▸ Task instructions
Please write the listing below out again exactly, leaving every picture behind.

▸ Available data
-=-=-

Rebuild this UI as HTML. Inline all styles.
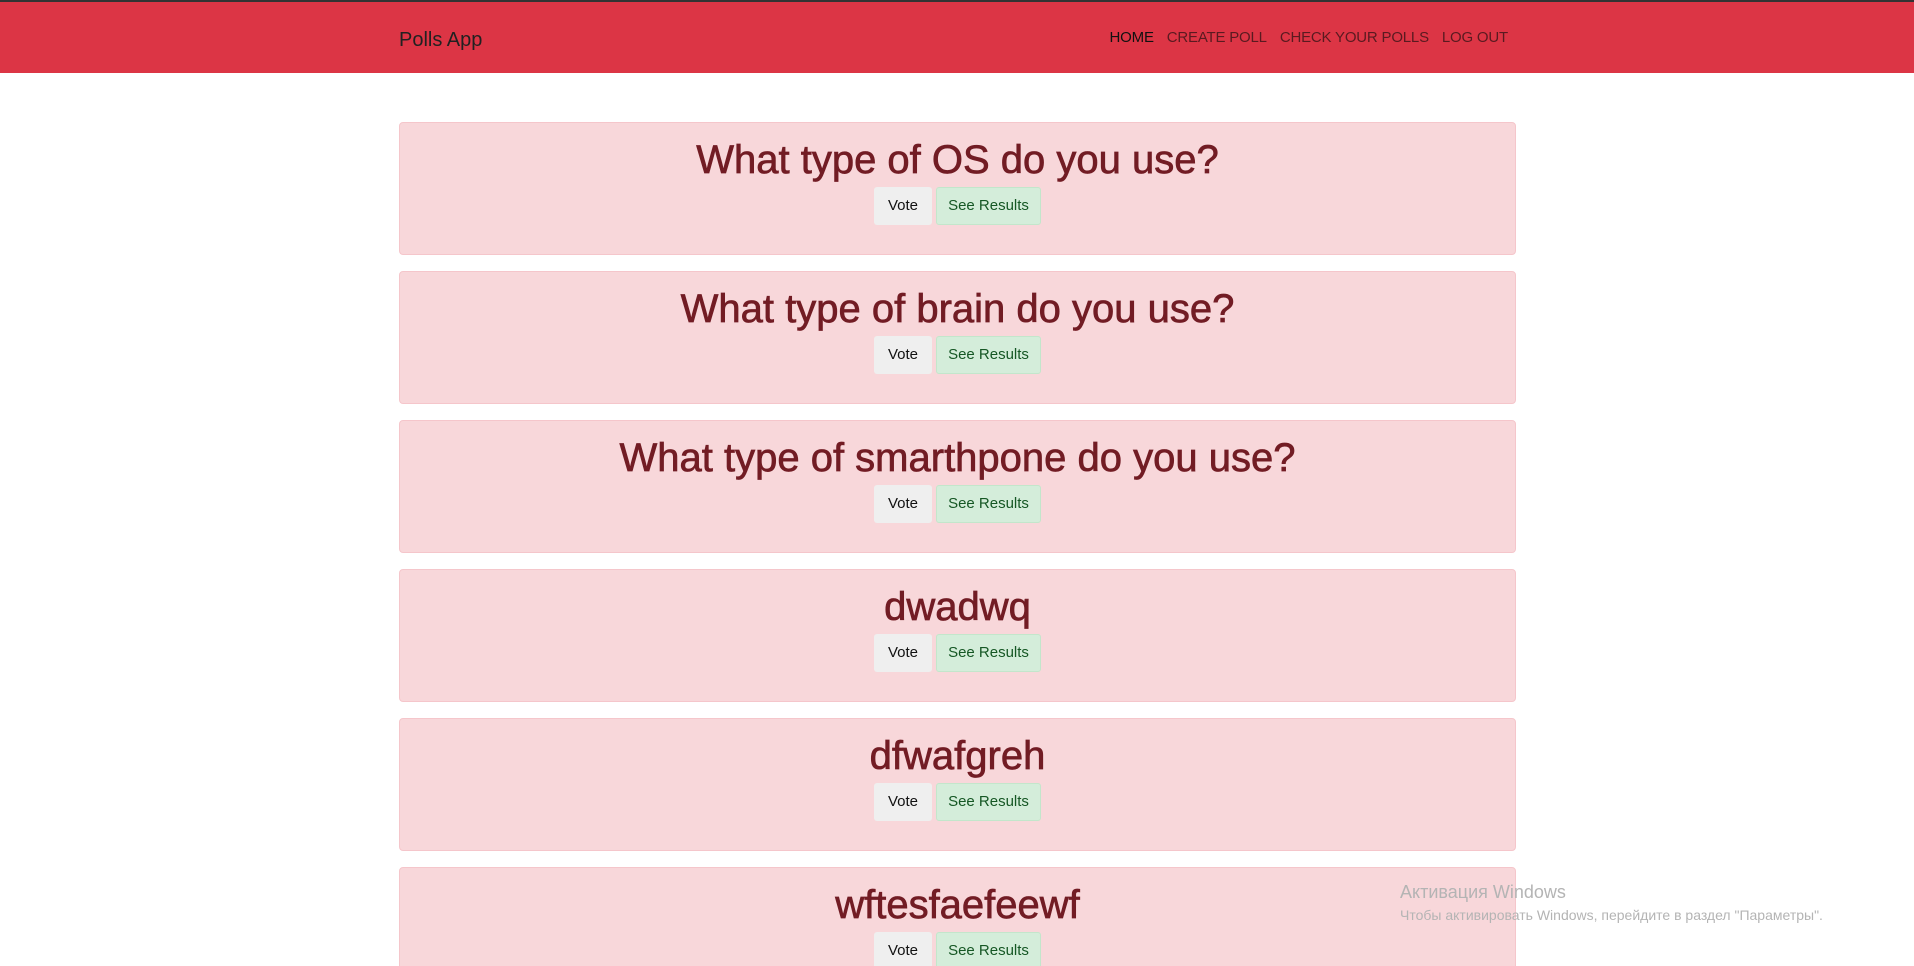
<!DOCTYPE html>
<html><head><meta charset="utf-8"><style>
html,body{margin:0;height:966px;overflow:hidden}
body{background:#fff;font-family:"Liberation Sans",sans-serif;width:1914px;position:relative}
.nav{height:71px;background:#dc3545;border-top:2px solid #333;position:relative}
.brand{position:absolute;left:399px;top:27px;font-size:20px;color:#212121}
.links{position:absolute;right:406px;top:27px;font-size:15px;color:#5a1a20;letter-spacing:-0.2px}
.links span{margin-left:13px}
.links .a{color:#111}
.card{position:absolute;left:399px;width:1115px;height:131px;background:#f8d7da;border:1px solid #f5c6cb;border-radius:4px;text-align:center}
.card h1{margin:13px 0 0;font-size:40px;line-height:48px;font-weight:normal;color:#721c24;-webkit-text-stroke:0.7px #721c24}
.btns{position:absolute;top:64px;left:0;right:0;text-align:center;font-size:15px}
.b{display:inline-block;height:38px;line-height:38px;border-radius:3px;vertical-align:top}
.v{width:58px;background:#efefef;color:#111;margin-right:4px}
.s{width:103px;background:#d4edda;border:1px solid #c3e6cb;height:36px;line-height:36px;color:#155724}
.wm{position:absolute;left:1400px;color:#b4b4b4}
</style></head><body>
<div class="nav"><div class="brand">Polls App</div>
<div class="links"><span class="a">HOME</span><span>CREATE POLL</span><span>CHECK YOUR POLLS</span><span>LOG OUT</span></div></div>
<div class="card" style="top:122px"><h1>What type of OS do you use?</h1><div class="btns"><span class="b v">Vote</span><span class="b s">See Results</span></div></div>
<div class="card" style="top:271px"><h1>What type of brain do you use?</h1><div class="btns"><span class="b v">Vote</span><span class="b s">See Results</span></div></div>
<div class="card" style="top:420px"><h1>What type of smarthpone do you use?</h1><div class="btns"><span class="b v">Vote</span><span class="b s">See Results</span></div></div>
<div class="card" style="top:569px"><h1>dwadwq</h1><div class="btns"><span class="b v">Vote</span><span class="b s">See Results</span></div></div>
<div class="card" style="top:718px"><h1>dfwafgreh</h1><div class="btns"><span class="b v">Vote</span><span class="b s">See Results</span></div></div>
<div class="card" style="top:867px"><h1>wftesfaefeewf</h1><div class="btns"><span class="b v">Vote</span><span class="b s">See Results</span></div></div>
<div class="wm" style="top:882px;font-size:18px">Активация Windows</div>
<div class="wm" style="top:907px;font-size:14px">Чтобы активировать Windows, перейдите в раздел "Параметры".</div>
</body></html>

-=-=-

▸ Result of the task
Rebuild this UI as HTML. Inline all styles.
<!DOCTYPE html>
<html><head><meta charset="utf-8"><style>
html,body{margin:0;height:966px;overflow:hidden}
body{background:#fff;font-family:"Liberation Sans",sans-serif;width:1914px;position:relative}
.nav{height:71px;background:#dc3545;border-top:2px solid #333;position:relative}
.brand{position:absolute;left:399px;top:27px;font-size:20px;color:#212121}
.links{position:absolute;right:406px;top:27px;font-size:15px;color:#5a1a20;letter-spacing:-0.2px}
.links span{margin-left:13px}
.links .a{color:#111}
.card{position:absolute;left:399px;width:1115px;height:131px;background:#f8d7da;border:1px solid #f5c6cb;border-radius:4px;text-align:center}
.card h1{margin:13px 0 0;font-size:40px;line-height:48px;font-weight:normal;color:#721c24;-webkit-text-stroke:0.7px #721c24}
.btns{position:absolute;top:64px;left:0;right:0;text-align:center;font-size:15px}
.b{display:inline-block;height:38px;line-height:38px;border-radius:3px;vertical-align:top}
.v{width:58px;background:#efefef;color:#111;margin-right:4px}
.s{width:103px;background:#d4edda;border:1px solid #c3e6cb;height:36px;line-height:36px;color:#155724}
.wm{position:absolute;left:1400px;color:#b4b4b4}
</style></head><body>
<div class="nav"><div class="brand">Polls App</div>
<div class="links"><span class="a">HOME</span><span>CREATE POLL</span><span>CHECK YOUR POLLS</span><span>LOG OUT</span></div></div>
<div class="card" style="top:122px"><h1>What type of OS do you use?</h1><div class="btns"><span class="b v">Vote</span><span class="b s">See Results</span></div></div>
<div class="card" style="top:271px"><h1>What type of brain do you use?</h1><div class="btns"><span class="b v">Vote</span><span class="b s">See Results</span></div></div>
<div class="card" style="top:420px"><h1>What type of smarthpone do you use?</h1><div class="btns"><span class="b v">Vote</span><span class="b s">See Results</span></div></div>
<div class="card" style="top:569px"><h1>dwadwq</h1><div class="btns"><span class="b v">Vote</span><span class="b s">See Results</span></div></div>
<div class="card" style="top:718px"><h1>dfwafgreh</h1><div class="btns"><span class="b v">Vote</span><span class="b s">See Results</span></div></div>
<div class="card" style="top:867px"><h1>wftesfaefeewf</h1><div class="btns"><span class="b v">Vote</span><span class="b s">See Results</span></div></div>
<div class="wm" style="top:882px;font-size:18px">Активация Windows</div>
<div class="wm" style="top:907px;font-size:14px">Чтобы активировать Windows, перейдите в раздел "Параметры".</div>
</body></html>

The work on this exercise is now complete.